▶ **WORK TO COMPLETE**
Skip the pictures and quote all of the lines exactly.

━━━━━━━━━━

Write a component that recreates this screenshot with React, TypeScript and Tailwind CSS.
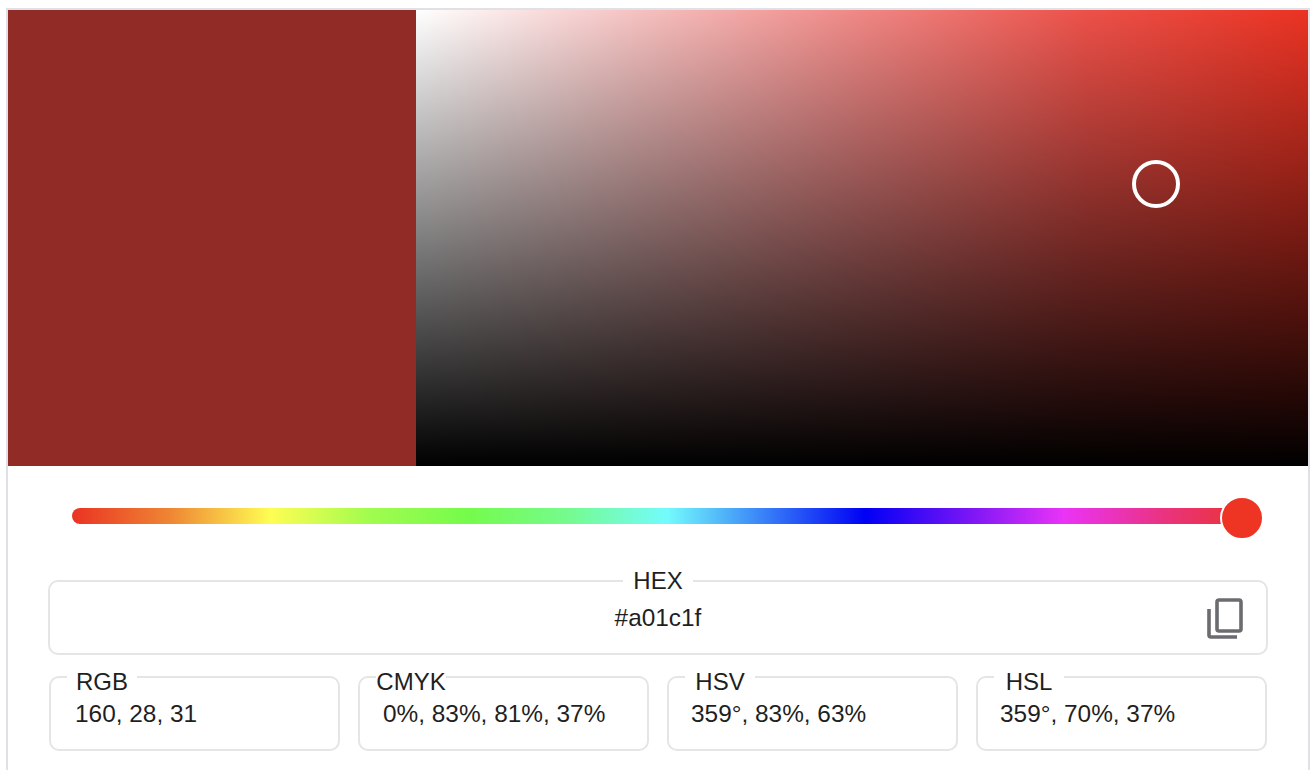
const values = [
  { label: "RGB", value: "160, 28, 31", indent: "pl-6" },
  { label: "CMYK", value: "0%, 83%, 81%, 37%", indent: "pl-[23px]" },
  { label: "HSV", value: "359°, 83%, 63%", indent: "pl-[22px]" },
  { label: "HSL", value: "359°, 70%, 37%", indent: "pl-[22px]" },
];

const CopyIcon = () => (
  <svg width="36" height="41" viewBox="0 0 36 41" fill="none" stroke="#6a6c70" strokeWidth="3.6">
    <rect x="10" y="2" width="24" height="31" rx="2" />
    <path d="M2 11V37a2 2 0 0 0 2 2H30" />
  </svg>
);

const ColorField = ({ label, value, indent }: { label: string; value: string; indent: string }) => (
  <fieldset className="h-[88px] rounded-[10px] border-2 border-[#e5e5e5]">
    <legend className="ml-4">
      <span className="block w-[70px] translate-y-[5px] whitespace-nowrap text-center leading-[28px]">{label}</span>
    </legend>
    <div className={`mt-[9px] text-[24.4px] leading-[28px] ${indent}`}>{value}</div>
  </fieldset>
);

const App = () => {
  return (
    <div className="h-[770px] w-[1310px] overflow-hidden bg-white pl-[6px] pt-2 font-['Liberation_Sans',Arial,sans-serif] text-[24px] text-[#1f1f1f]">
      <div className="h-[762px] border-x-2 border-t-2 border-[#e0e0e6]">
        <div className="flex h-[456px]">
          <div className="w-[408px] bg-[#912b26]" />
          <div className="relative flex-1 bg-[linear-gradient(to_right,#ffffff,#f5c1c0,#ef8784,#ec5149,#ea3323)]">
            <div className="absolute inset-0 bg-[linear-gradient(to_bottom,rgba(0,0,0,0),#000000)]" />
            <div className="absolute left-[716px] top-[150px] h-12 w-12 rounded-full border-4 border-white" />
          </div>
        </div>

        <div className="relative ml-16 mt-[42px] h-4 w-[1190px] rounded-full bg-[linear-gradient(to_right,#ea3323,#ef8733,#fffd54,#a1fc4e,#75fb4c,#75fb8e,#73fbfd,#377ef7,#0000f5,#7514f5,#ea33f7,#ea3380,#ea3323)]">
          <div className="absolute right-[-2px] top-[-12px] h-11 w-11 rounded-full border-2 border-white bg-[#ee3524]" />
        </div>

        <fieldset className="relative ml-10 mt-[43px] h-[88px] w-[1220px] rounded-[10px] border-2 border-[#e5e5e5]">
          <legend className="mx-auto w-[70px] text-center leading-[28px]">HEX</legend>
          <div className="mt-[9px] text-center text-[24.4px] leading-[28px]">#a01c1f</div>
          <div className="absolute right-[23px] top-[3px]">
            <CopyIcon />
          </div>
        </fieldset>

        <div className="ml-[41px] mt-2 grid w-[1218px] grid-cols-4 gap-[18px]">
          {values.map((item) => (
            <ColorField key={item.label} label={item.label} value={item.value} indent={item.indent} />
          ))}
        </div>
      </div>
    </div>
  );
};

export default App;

━━━━━━━━━━

▶ **PROBLEM SOLUTION**
Write a component that recreates this screenshot with React, TypeScript and Tailwind CSS.
const values = [
  { label: "RGB", value: "160, 28, 31", indent: "pl-6" },
  { label: "CMYK", value: "0%, 83%, 81%, 37%", indent: "pl-[23px]" },
  { label: "HSV", value: "359°, 83%, 63%", indent: "pl-[22px]" },
  { label: "HSL", value: "359°, 70%, 37%", indent: "pl-[22px]" },
];

const CopyIcon = () => (
  <svg width="36" height="41" viewBox="0 0 36 41" fill="none" stroke="#6a6c70" strokeWidth="3.6">
    <rect x="10" y="2" width="24" height="31" rx="2" />
    <path d="M2 11V37a2 2 0 0 0 2 2H30" />
  </svg>
);

const ColorField = ({ label, value, indent }: { label: string; value: string; indent: string }) => (
  <fieldset className="h-[88px] rounded-[10px] border-2 border-[#e5e5e5]">
    <legend className="ml-4">
      <span className="block w-[70px] translate-y-[5px] whitespace-nowrap text-center leading-[28px]">{label}</span>
    </legend>
    <div className={`mt-[9px] text-[24.4px] leading-[28px] ${indent}`}>{value}</div>
  </fieldset>
);

const App = () => {
  return (
    <div className="h-[770px] w-[1310px] overflow-hidden bg-white pl-[6px] pt-2 font-['Liberation_Sans',Arial,sans-serif] text-[24px] text-[#1f1f1f]">
      <div className="h-[762px] border-x-2 border-t-2 border-[#e0e0e6]">
        <div className="flex h-[456px]">
          <div className="w-[408px] bg-[#912b26]" />
          <div className="relative flex-1 bg-[linear-gradient(to_right,#ffffff,#f5c1c0,#ef8784,#ec5149,#ea3323)]">
            <div className="absolute inset-0 bg-[linear-gradient(to_bottom,rgba(0,0,0,0),#000000)]" />
            <div className="absolute left-[716px] top-[150px] h-12 w-12 rounded-full border-4 border-white" />
          </div>
        </div>

        <div className="relative ml-16 mt-[42px] h-4 w-[1190px] rounded-full bg-[linear-gradient(to_right,#ea3323,#ef8733,#fffd54,#a1fc4e,#75fb4c,#75fb8e,#73fbfd,#377ef7,#0000f5,#7514f5,#ea33f7,#ea3380,#ea3323)]">
          <div className="absolute right-[-2px] top-[-12px] h-11 w-11 rounded-full border-2 border-white bg-[#ee3524]" />
        </div>

        <fieldset className="relative ml-10 mt-[43px] h-[88px] w-[1220px] rounded-[10px] border-2 border-[#e5e5e5]">
          <legend className="mx-auto w-[70px] text-center leading-[28px]">HEX</legend>
          <div className="mt-[9px] text-center text-[24.4px] leading-[28px]">#a01c1f</div>
          <div className="absolute right-[23px] top-[3px]">
            <CopyIcon />
          </div>
        </fieldset>

        <div className="ml-[41px] mt-2 grid w-[1218px] grid-cols-4 gap-[18px]">
          {values.map((item) => (
            <ColorField key={item.label} label={item.label} value={item.value} indent={item.indent} />
          ))}
        </div>
      </div>
    </div>
  );
};

export default App;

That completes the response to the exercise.